It was actually 1958, the first time Michael saw JFK. The Senator had come back to Massachusetts, running for reelection. But that was no contest (he’d end up with seventy-eight percent of the vote). And Kennedy wasn’t interested in disguising his aim. At a meeting of the Harvard Law Graduate Democratic Club, he strode to the podium and announced (in fact, this was the full text of his speech): “My name is Jack Kennedy. I’m a candidate for President of the United States. Are there any questions?”
It was, as Michael would ever remember, a commanding performance. Kennedy was home at Harvard, after all, and these young men, with their earnest eyes fixed on him, under their earnest crew cuts, they were the best, the brightest, they would people his New Frontier. Kennedy’s message was made for them:
During the American Revolution, Thomas Paine said the cause of America was the world’s cause. But now the cause of all mankind was America’s cause. ... Their nation was the hope of the planet, and they, the most fortunate, the enlightened, the blessed, would bring that hope to flower in the new decade. There must be no limit to their aspiration. No problem was too big, too tough ... nothing less than a new Enlightenment was in their grasp, if they would but reach. ...

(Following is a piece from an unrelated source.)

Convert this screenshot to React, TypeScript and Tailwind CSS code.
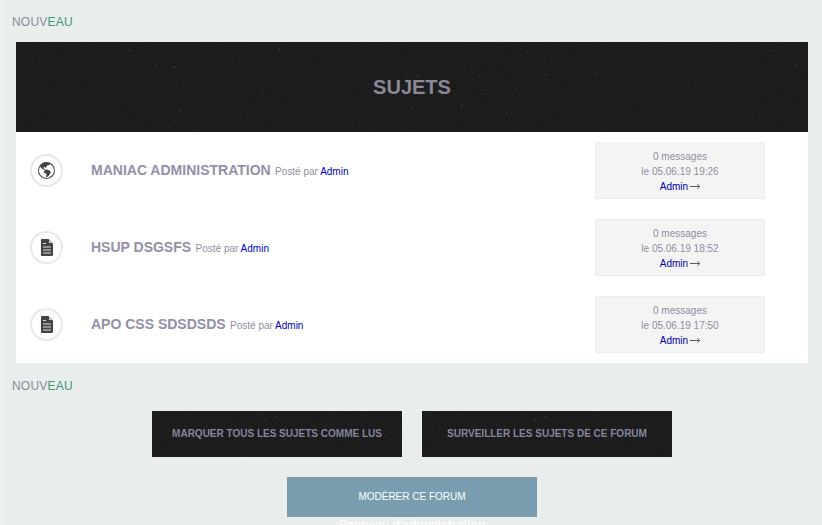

So, you could understand if all those young men—and Michael in their van—ran to Washington in fever (or at least to Wisconsin, to set up for the primary two years thence). But fever was not Michael’s style—even at twenty-four years old, in his first year at Harvard Law. Anyway, he already had a tough campaign—his own: Michael was running for one of four seats on the Brookline Redevelopment Authority, a new-but-already-obscure board that would advise the town government in its early efforts at “urban renewal.”
See, Michael believed in Public Service, was raised to it, in fact—he didn’t need Kennedy to wake him to that—but as for causes, new ages, America’s hand reaching for the stars ... that was a bit airy for Dukakis. Sure, he caught the excitement, and pride, as Kennedy, fair son of Massachusetts, rose in the eyes of the nation. But that didn’t change the sorry facts on the ground, in their home state, or in Brookline—Michael’s town—where JFK was born. The fact was that Brookline, like most towns around Boston, like Boston itself, like the whole benighted state, was locked in the arid and archaic politics of the early century: the well-bred Yankees (Republicans, alas) vied every four years, with mixed success, against the Democrats, who were Irish and Italian clubhouse pols, more numerous, of course, than the Yankees, but corrupt, old-fashioned ... well, in Michael’s view, they were ignorant hacks. In Brookline, with its tradition of clean government (as clean as the air, as clean as the lawns that drew the escapees from Boston in the first place), the Yankees held the upper hand. But still, the Democratic Party there was the province of old Irish muldoons, who made their living trading the town’s small machinable vote for a few jobs and favors (and maybe a spot on the state payroll for themselves).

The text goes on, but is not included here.